That case was filed in the SBN on Oct. 29, 1997, to recover certain shares of stock held in the name of alleged cronies of the late president Ferdinand Marcos. Incredibly, despite the lapse of 22 years, “some of the defendants have not been properly served summons…” because they were abroad. Since then, the case had been in limbo — no pretrial, no trial, and of course, no judgment.
To remedy the problem, the OSG, as counsel for the Presidential Commission on Good Government (PCGG), filed a motion 21 years later, on Sept. 24, 2018, to suspend “the preliminary conference for sixty (60) days…” because “it intends to serve summons by publication” on the said defendants. The SBN promptly granted the motion four days later, on Sept. 28, 2018.

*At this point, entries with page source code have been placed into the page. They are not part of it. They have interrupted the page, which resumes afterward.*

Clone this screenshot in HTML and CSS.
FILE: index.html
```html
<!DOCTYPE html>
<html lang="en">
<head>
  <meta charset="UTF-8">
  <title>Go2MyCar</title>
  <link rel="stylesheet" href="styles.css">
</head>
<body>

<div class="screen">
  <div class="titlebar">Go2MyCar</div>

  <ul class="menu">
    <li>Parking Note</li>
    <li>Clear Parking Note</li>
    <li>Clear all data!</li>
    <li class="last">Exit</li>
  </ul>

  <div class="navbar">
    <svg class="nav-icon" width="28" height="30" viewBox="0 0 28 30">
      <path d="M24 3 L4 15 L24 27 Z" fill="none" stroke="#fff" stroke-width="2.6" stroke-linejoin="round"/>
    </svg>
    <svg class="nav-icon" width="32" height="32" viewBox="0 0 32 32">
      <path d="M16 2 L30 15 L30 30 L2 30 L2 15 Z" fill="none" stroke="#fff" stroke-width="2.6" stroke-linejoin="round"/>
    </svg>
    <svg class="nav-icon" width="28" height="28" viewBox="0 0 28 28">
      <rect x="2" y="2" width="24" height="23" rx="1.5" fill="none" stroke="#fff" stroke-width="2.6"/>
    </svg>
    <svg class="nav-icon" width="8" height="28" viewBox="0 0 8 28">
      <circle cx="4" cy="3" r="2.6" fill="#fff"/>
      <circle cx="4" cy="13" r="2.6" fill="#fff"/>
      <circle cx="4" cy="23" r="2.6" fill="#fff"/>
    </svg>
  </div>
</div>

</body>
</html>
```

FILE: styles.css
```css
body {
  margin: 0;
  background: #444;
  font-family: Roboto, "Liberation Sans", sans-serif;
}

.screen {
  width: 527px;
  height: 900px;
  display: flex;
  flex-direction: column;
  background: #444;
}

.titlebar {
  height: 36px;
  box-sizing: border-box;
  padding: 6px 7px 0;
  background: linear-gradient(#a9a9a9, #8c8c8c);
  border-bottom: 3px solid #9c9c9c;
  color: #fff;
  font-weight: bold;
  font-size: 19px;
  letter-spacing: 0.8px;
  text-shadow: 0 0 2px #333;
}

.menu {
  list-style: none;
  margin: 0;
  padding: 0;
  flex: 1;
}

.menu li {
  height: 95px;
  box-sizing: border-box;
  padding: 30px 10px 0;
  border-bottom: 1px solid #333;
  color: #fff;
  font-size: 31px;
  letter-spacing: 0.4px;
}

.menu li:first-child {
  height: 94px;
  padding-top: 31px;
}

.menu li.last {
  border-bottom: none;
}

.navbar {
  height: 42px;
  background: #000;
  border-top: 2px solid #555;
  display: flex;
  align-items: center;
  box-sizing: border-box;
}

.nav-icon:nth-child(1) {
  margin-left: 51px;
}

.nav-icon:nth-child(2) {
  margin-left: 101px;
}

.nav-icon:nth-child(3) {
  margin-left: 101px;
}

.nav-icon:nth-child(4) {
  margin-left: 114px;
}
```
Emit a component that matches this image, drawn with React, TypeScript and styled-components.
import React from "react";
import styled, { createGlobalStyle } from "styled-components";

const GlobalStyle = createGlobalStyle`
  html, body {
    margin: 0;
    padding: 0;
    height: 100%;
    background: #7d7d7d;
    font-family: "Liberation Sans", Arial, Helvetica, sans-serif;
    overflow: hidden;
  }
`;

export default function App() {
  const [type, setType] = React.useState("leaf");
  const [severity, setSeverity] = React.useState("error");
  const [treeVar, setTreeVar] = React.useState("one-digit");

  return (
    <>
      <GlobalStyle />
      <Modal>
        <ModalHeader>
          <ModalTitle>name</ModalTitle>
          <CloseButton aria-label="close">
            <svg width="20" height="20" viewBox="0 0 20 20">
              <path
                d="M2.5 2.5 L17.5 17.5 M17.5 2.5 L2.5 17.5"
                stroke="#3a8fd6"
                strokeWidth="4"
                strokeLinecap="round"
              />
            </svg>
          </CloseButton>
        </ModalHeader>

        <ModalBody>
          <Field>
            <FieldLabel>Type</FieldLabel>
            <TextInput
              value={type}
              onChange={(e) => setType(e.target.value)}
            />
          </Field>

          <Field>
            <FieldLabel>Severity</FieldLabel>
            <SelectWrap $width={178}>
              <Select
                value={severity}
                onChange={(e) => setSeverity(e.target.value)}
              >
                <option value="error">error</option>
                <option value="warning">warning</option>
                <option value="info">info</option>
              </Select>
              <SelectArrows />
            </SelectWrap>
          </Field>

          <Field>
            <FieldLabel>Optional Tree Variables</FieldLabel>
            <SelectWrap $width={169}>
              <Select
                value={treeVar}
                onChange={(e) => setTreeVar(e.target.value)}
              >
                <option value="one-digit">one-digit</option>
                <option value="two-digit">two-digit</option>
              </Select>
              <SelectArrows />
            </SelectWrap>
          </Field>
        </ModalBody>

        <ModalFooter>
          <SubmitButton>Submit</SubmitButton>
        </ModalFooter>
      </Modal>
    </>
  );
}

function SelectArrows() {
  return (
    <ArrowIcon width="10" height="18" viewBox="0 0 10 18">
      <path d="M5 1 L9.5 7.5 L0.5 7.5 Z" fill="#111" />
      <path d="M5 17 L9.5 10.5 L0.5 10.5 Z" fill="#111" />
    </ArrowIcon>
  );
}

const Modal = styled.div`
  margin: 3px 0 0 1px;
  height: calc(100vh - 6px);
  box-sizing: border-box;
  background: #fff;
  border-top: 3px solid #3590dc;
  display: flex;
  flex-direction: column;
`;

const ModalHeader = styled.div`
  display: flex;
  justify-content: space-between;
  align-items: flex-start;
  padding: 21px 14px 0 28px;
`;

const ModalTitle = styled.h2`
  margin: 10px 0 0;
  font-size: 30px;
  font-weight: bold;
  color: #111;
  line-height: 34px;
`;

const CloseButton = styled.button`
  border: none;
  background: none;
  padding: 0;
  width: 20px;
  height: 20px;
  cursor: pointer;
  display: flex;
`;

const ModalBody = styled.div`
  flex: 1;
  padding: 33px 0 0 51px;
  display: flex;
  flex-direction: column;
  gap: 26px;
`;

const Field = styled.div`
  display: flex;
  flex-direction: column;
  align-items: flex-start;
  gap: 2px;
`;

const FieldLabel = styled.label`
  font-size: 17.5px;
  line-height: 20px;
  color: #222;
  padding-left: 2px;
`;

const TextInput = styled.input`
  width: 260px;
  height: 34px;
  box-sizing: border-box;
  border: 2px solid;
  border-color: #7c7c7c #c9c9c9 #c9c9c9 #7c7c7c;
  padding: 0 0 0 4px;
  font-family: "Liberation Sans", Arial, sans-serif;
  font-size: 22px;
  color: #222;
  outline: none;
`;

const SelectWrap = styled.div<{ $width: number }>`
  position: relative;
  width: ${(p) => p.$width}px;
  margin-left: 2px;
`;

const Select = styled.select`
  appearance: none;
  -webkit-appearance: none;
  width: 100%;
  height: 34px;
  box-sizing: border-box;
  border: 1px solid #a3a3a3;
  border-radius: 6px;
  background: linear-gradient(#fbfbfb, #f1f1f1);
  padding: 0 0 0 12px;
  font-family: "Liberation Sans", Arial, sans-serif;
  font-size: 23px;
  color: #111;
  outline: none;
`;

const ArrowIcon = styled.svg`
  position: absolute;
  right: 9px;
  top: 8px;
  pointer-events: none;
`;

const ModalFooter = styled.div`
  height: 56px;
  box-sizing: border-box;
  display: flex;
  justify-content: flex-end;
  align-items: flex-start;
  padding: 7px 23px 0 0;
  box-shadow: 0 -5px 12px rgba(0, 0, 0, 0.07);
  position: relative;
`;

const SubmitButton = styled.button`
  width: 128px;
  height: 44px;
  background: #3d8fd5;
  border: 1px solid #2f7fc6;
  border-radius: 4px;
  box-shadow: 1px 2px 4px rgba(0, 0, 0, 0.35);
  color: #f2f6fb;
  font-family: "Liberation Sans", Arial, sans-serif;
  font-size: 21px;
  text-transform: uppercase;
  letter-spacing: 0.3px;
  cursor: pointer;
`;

The 60 days lapsed but nothing was heard from the OSG. Its patience probably exhausted, the SBN issued this Feb. 28 resolution directing the PCGG’s counsel to advise whether, as promised, it had indeed served summons by publication (or by any other means) on the absent defendants.
Sadly, aside from previous losses they had suffered due to simple mistakes (or negligence) in authenticating documents, the OSG and the PCGG should indeed wake up, follow the Rules of Court, and hasten this and other ill-gotten wealth cases that have slept far too long in the judicial crevices. (See related Inquirer editorial on 3/19/20.)
The failure to move this pending case after the lapse of two decades is bad enough. However, even in those with final judgments already, lapses and gaps still abound.
For example, in Estate of Marcos v. Republic (Jan. 18. 2017), the Supreme Court listed the properties, here and abroad, of the former president and his wife that have been adjudged to be ill-gotten, consisting of cash, bank deposits, shares of stock, land, buildings, condominiums, paintings, etc. (For details, see my column on 2/26/17.)
While it may be easy to account for the cash and cash equivalents, it is not as easy to trace the whereabouts of, and forfeit, the properties located in foreign countries which may have been acquired by third persons during the long periods of litigation.
This lack of closure is not limited to the Marcos cases. Take for example People v. Estrada (Sept. 12, 2007) in which the SBN forfeited in favor of the government over P549 million deposited in the name of the Muslim Youth Foundation, P180 million deposited in the name of “Jose Velarde” and the so-called “Boracay Mansion” in New Manila, Quezon City.
This decision has become final, no appeal having been taken. And the accused, Joseph Estrada, was pardoned by former president Gloria Macapagal-Arroyo. Nonetheless, to quote the pardon document itself, the “forfeitures imposed by the [SBN] remain in force and in full.”
Since the forfeited bank deposits and mansion were not in the name of the accused but in the name of, and claimed by, third persons who were not parties in the case and therefore not bound by the judgment, I wonder whether they have in fact been recovered by the government. No closure yet, insofar as I know.
Another example. In a split decision on Dec. 7, 2018, the SBN acquitted Sen. Bong Revilla but convicted his co-accused, Richard Cambe and Janet Lim Napoles, of plunder, and held the accused “solidarily and jointly liable to return to the National Treasury” P124.5 million. Despite the “solidary” liability imposed, Revilla, claiming innocence, refused to pay. I wonder whether this adjudged sum will ever be recovered.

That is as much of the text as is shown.